━━ Material

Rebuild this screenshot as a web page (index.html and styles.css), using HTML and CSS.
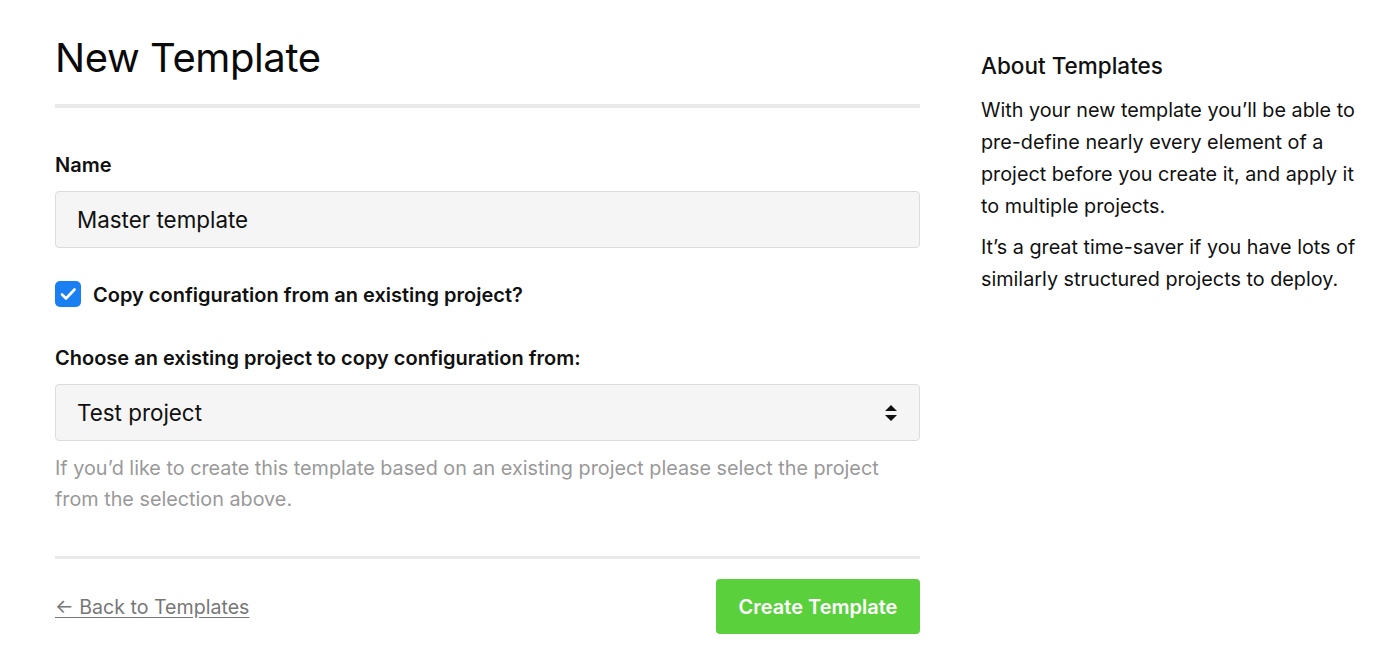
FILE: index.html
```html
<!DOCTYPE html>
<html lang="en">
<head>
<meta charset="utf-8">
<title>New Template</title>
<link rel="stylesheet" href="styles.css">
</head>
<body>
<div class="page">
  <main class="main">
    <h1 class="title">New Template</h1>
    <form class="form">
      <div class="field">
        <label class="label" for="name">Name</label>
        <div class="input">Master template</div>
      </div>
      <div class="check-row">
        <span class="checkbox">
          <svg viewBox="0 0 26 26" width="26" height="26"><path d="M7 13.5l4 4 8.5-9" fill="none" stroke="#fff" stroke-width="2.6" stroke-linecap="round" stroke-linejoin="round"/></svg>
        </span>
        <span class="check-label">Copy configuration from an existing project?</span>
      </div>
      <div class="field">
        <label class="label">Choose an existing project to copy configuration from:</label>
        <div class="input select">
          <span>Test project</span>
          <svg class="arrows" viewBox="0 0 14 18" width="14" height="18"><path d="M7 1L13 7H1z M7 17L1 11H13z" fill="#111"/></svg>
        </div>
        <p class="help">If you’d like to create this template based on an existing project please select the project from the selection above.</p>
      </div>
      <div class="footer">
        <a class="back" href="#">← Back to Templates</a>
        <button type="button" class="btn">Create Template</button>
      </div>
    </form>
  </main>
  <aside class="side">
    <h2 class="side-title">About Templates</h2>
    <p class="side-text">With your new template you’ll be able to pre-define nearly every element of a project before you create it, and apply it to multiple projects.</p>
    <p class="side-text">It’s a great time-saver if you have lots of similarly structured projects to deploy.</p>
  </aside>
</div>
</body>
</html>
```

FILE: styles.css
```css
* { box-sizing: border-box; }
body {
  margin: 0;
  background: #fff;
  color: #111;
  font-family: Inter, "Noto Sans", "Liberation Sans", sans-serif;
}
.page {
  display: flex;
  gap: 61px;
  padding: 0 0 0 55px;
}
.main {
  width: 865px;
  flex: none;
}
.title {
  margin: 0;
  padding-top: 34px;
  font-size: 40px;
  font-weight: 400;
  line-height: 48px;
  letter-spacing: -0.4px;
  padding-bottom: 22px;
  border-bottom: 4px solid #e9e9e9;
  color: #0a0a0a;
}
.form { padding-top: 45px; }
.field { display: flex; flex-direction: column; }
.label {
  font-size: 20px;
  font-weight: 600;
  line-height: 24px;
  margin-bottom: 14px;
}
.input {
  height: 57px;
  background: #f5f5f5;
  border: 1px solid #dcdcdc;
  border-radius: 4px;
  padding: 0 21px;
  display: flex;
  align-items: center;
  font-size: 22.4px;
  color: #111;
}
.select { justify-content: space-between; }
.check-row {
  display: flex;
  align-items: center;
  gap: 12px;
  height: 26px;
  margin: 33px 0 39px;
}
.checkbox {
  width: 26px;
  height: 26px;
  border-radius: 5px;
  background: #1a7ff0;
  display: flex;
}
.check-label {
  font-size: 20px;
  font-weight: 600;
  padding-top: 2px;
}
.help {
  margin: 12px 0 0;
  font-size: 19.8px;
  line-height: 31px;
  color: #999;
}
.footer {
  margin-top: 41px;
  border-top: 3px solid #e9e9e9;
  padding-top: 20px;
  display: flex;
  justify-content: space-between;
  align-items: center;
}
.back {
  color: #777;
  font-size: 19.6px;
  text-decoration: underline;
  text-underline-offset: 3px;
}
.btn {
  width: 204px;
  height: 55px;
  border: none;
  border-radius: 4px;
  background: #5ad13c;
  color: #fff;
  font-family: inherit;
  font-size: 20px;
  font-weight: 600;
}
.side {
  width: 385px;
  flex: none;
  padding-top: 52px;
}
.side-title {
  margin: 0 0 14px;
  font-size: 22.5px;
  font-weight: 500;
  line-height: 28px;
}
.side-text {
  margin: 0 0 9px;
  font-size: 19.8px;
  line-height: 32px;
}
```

━━━━
━━ Material

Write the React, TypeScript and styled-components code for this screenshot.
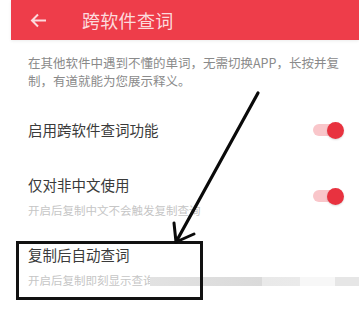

━━━━

* **Stated goal**:
All lines holding the word "styles" should be picked out and copied.

* **Completed exercise**:
Rebuild this screenshot as a web page (index.html and styles.css), using HTML and CSS.
<link rel="stylesheet" href="styles.css">
FILE: styles.css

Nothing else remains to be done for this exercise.